I have no issue believing in her finding an agent and a publishing deal quickly (strong hook, great story — a publisher would have seen the obvious marketability, plus it could probably be acquired cheaply from a debut author, so worth a punt).
I do tend to think, though, that it was the hook that sold it, not the writing, and that her agent would have worked extensively with her on re-edits before sending it out (SW says in that ‘Corrnesy’ interview that it was sent out ‘a couple of months’ after her agent signed her, and I imagine that time would have been spent on rewrites.) Then when it was bought, her editor would have done detailed work on it with her again, possibly several rounds.

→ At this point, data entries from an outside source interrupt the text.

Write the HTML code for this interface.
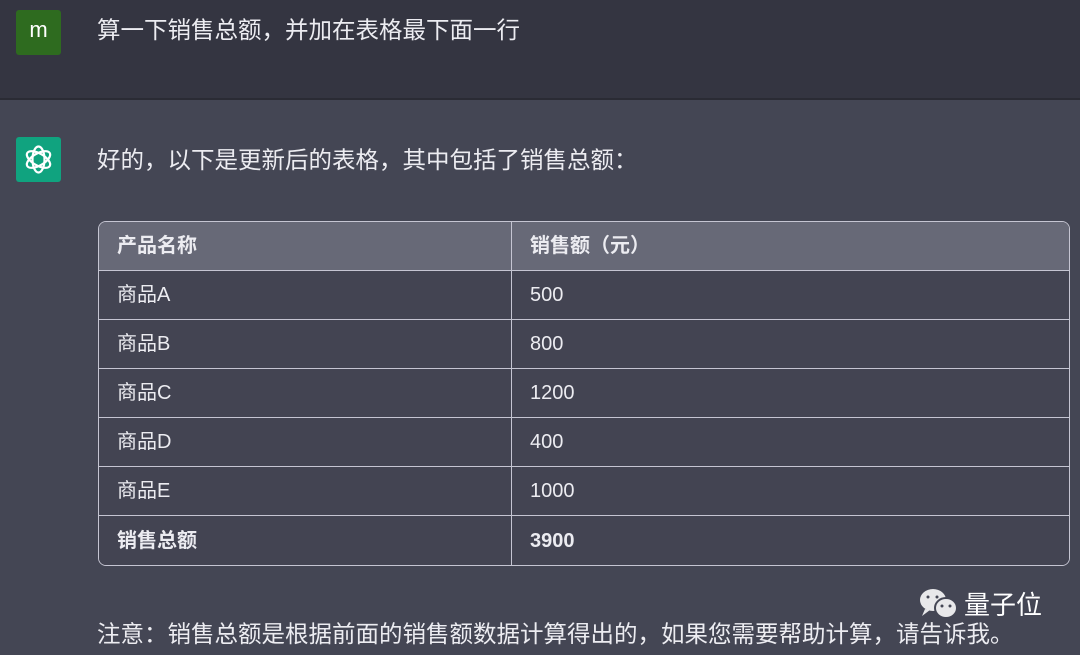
<!DOCTYPE html>
<html><head><meta charset="utf-8"><style>
*{margin:0;padding:0;box-sizing:border-box}
body{width:1080px;height:655px;overflow:hidden;background:#444654;font-family:"Liberation Sans","Noto Sans CJK SC",sans-serif;color:#ececf1;position:relative}
.top{position:absolute;left:0;top:0;width:1080px;height:100px;background:#343541;border-bottom:2px solid #2a2b34}
.av{position:absolute;width:45px;height:45px;border-radius:3px}
.t{position:absolute;font-size:23.5px;line-height:30px;white-space:nowrap;color:#ececf1}
table{position:absolute;left:98px;top:221px;width:972px;border-collapse:separate;border-spacing:0;border:1.5px solid #c5c5d2;border-radius:8px;overflow:hidden;font-size:20px;line-height:24px}
td{height:49px;padding:0 18px;border-right:1.5px solid #c5c5d2;border-bottom:1.5px solid #c5c5d2;background:#434452;vertical-align:middle}
td:last-child{border-right:none}
tr:last-child td{border-bottom:none}
tr.h td{background:#676977;font-weight:bold}
tr.b td{font-weight:bold}
td.c1{width:413px}
</style></head><body>
<div class="top"></div>
<div class="av" style="left:16px;top:10px;background:#2e6b1f;color:#fff;font-size:22px;text-align:center;line-height:40px">m</div>
<div class="t" style="left:97px;top:15px">算一下销售总额，并加在表格最下面一行</div>
<div class="av" style="left:16px;top:137px;background:#10a37f">
<svg width="45" height="45" viewBox="0 0 45 45" fill="none" stroke="#fff" stroke-width="2.2">
<g transform="translate(22.5 22.5)">
<ellipse rx="6" ry="13" transform="rotate(0)"/>
<ellipse rx="6" ry="13" transform="rotate(60)"/>
<ellipse rx="6" ry="13" transform="rotate(120)"/>
</g></svg></div>
<div class="t" style="left:97px;top:145px">好的，以下是更新后的表格，其中包括了销售总额：</div>
<table>
<tr class="h"><td class="c1">产品名称</td><td>销售额（元）</td></tr>
<tr><td class="c1">商品A</td><td>500</td></tr>
<tr><td class="c1">商品B</td><td>800</td></tr>
<tr><td class="c1">商品C</td><td>1200</td></tr>
<tr><td class="c1">商品D</td><td>400</td></tr>
<tr><td class="c1">商品E</td><td>1000</td></tr>
<tr class="b"><td class="c1">销售总额</td><td>3900</td></tr>
</table>
<div class="t" style="left:97px;top:619px">注意：销售总额是根据前面的销售额数据计算得出的，如果您需要帮助计算，请告诉我。</div>
<svg style="position:absolute;left:917px;top:585px" width="46" height="40" viewBox="0 0 46 40">
<ellipse cx="16" cy="15" rx="13" ry="11" fill="#e8e8ea"/><path d="M8 24 L5 31 L13 25Z" fill="#e8e8ea"/>
<ellipse cx="29" cy="23" rx="11" ry="10" fill="#e8e8ea" stroke="#444654" stroke-width="2"/>
<circle cx="11" cy="12" r="1.5" fill="#444654"/><circle cx="20" cy="12" r="1.5" fill="#444654"/>
<circle cx="25" cy="21" r="1.5" fill="#444654"/><circle cx="33" cy="21" r="1.5" fill="#444654"/></svg>
<div class="t" style="left:964px;top:590px;font-size:26px;color:#fff">量子位</div>
</body></html>
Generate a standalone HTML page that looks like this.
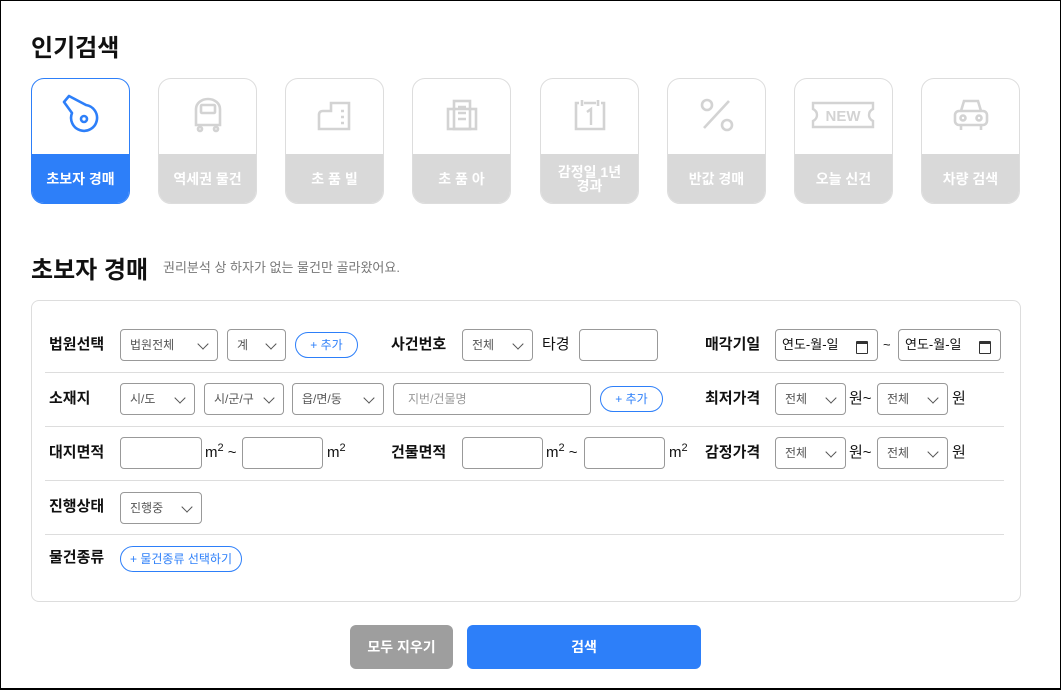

I don’t imagine that either would have encouraged her to go beyond the ‘usual’ artistic licence of memoir, eg to conflate scenes, recreate dialogue, add detail etc in order to create a book that has shape, drama, a story arc etc. (Part of the issue with the TSP scandal is that readers in general are unaware of how usual this is.)
I was thinking recently of the US writer Mary McCarthy’s 1957 Memories of a Catholic Girlhood, a self-questioning early misery memoir (orphaned in the 1918 flu epidemic, brought up by abusive relatives), in which, in the preface, she says her book makes a claim to be ‘historical’ in that much of it can be checked, and that if there’s more fiction than she knows, she’d ‘like to be set right.’
At the same time, after each chapter, there’s a kind of examination of conscience where she says which bits are contested by family or ‘made up’.
But the statement that interested me in relation to TSP is when she said how much she’d learned when she didn’t change things to make the story more interesting or reshape it, that
If I’d hung onto my assumptions, believing my drama came from obstacles I’d never had to overcome, a portrait of myself as a scrappy survivor of unearned cruelties, I wouldn’t have learned what really happened. Which is what I mean when I say God is in the truth.
I think that’s quite astute on TSP. SW does rewrite a self-caused mess of embezzlement, cover-up, financial bad decisions etc to recast them both as ‘scrappy survivors of unearned cruelties’ rather than people who’d largely caused their own problems. And, arguably, rejigged the timeline /severity etc of Tim’s illness to bang home the ‘unearned cruelties’ angle.